4. Push my parents to get me a Commodore 64 with a disk drive and a modem, Christmas 1983, instead of that friggin’ Vic-20. Me being a kid, I didn’t want the 64 to be the only thing under the tree (which probably accounts for my leaning in my older years toward gifts and major purchases, for myself or others, being things that help further myself or the person I’m buying for, sort of a backlash reaction…), and my parents didn’t have a clue about the stuff beyond “OH MY GOD, THAT DISK DRIVE IS HOW MUCH?!?!?!” and “OH NO, YOU’LL RUN UP THE PHONE BILL!” So, now, I write stuff like this on the ‘net, and some of my peers are millionaires or world-changing visionaries. I’m not saying that the gear would’ve made me, and certainly a resourceful, focused, motivated kid would’ve gotten some juice out of the Vic-20 (if Jeff Minter’s reading this, I’m sure he’ll agree), but by ’83, a Vic was kind of like trying to kill the Cloverfield monster with a fly swatter.
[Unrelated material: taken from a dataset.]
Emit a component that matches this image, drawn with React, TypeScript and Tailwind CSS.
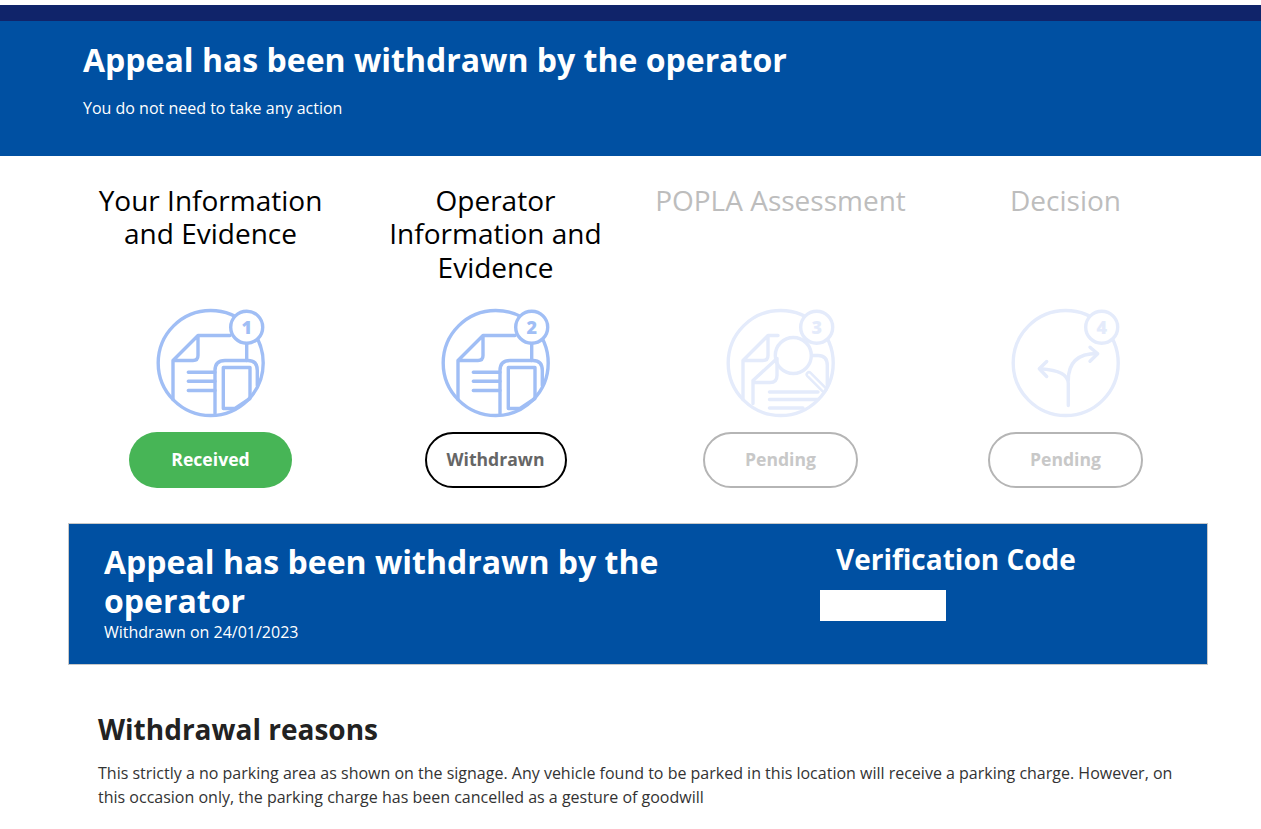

5. Play Little League Baseball: I only got to do a year of this, late on in my childhood, on a team where I basically got ignored because I wasn’t friends with the coach’s son. Earlier on, despite the fact that my folks saw that I loved Reggie Jackson, loved baseball cards, and could use some work in the socialization and cooperation departments, they never wanted me in, because it was “too expensive” and because they didn’t feel like being bothered with the other parents, who probably were assholes, but you put that stuff aside and let your kid play ball. I might not have even known I wanted to do it, but I sure did spend a lot of time hanging out at that ball field for a kid who didn’t want to play ball.
So, basically, we’re talking about baseball, comic books, computers and music in a whole world and millions of years of experience. No Jesus, no Buddha, no Einstein, no long-lost relatives, and no truly world-shaping experiences by many peoples’ definition of that concept. What can I say? I know what I like. Anyway, what would y’all put on your respective lists?